With Microsoft's machine translation engine in the background

Sep 3, 2008 10:07 GMT  ·  By

As a project, the Windows Live Messenger machine translation bot was introduced without much fuss in the summer of 2007. Since then the bot has evolved, and on September 2, the Microsoft Research Machine Translation team announced the availability of the new Windows Live Messenger Translation Bot. Fathered by Helvecio Ribeiro, SDET w/ MSR Machine Translation, MTBot is designed to deliver machine translation capabilities to Windows Live Messenger, enabling users of Microsoft's instant messaging client to go beyond linguistic barriers.

 

"This Messenger bot does translations for you. Just add [email protected] to your contacts and start chatting. You can have one-on-one conversations with the bot, or you can invite a friend and chat in different languages with the bot translating for you. As usual, remember that machine translation isn’t perfect – slang especially will give the engine trouble. You can also access Windows Live Messenger on your smartphone to use the bot to translate simple sentences while you’re traveling to other countries," revealed a representative of the MSR-MT team.

 

Of course that the Windows Live Messenger translation bot is intimately connected with the Translator initiative debuted under the Windows Live brand umbrella, in the sense that the IM client and the online service make use of the same machine translation engine. The bot also comes with a few option that will be displayed to end users via the "Tbot ?" command.
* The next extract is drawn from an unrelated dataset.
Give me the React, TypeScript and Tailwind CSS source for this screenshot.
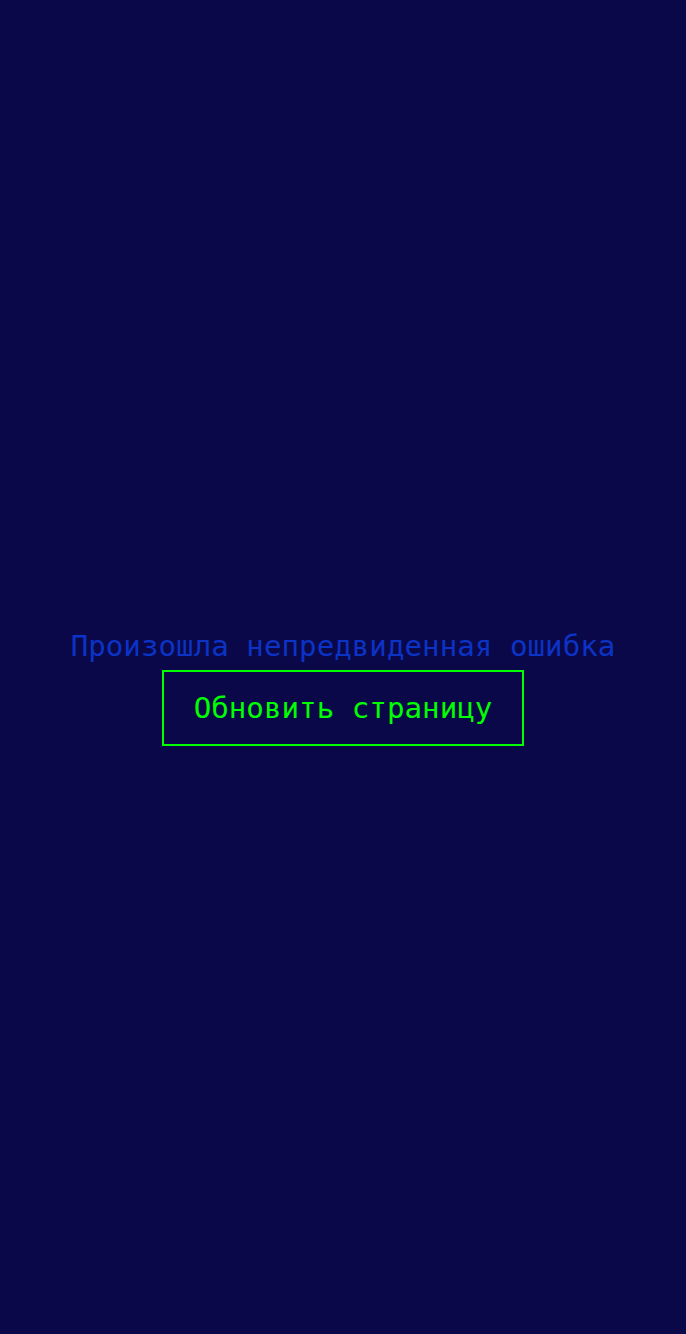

As it is the case for Windows Live Translator, Microsoft is promising that additional language pairs will be introduced in the future, but failed to offer any details.

 

"The translator bot is localized into all of the languages for which we have translation support on www.windowslivetranslator.com: English to/from: Arabic; Chinese Simplified; Chinese Traditional; Dutch; French; German; Italian; Japanese; Korean; Portuguese; Russian (RUS->ENU only); Spanish; Chinese Simplified Chinese Traditional," the MSR-MT team member added.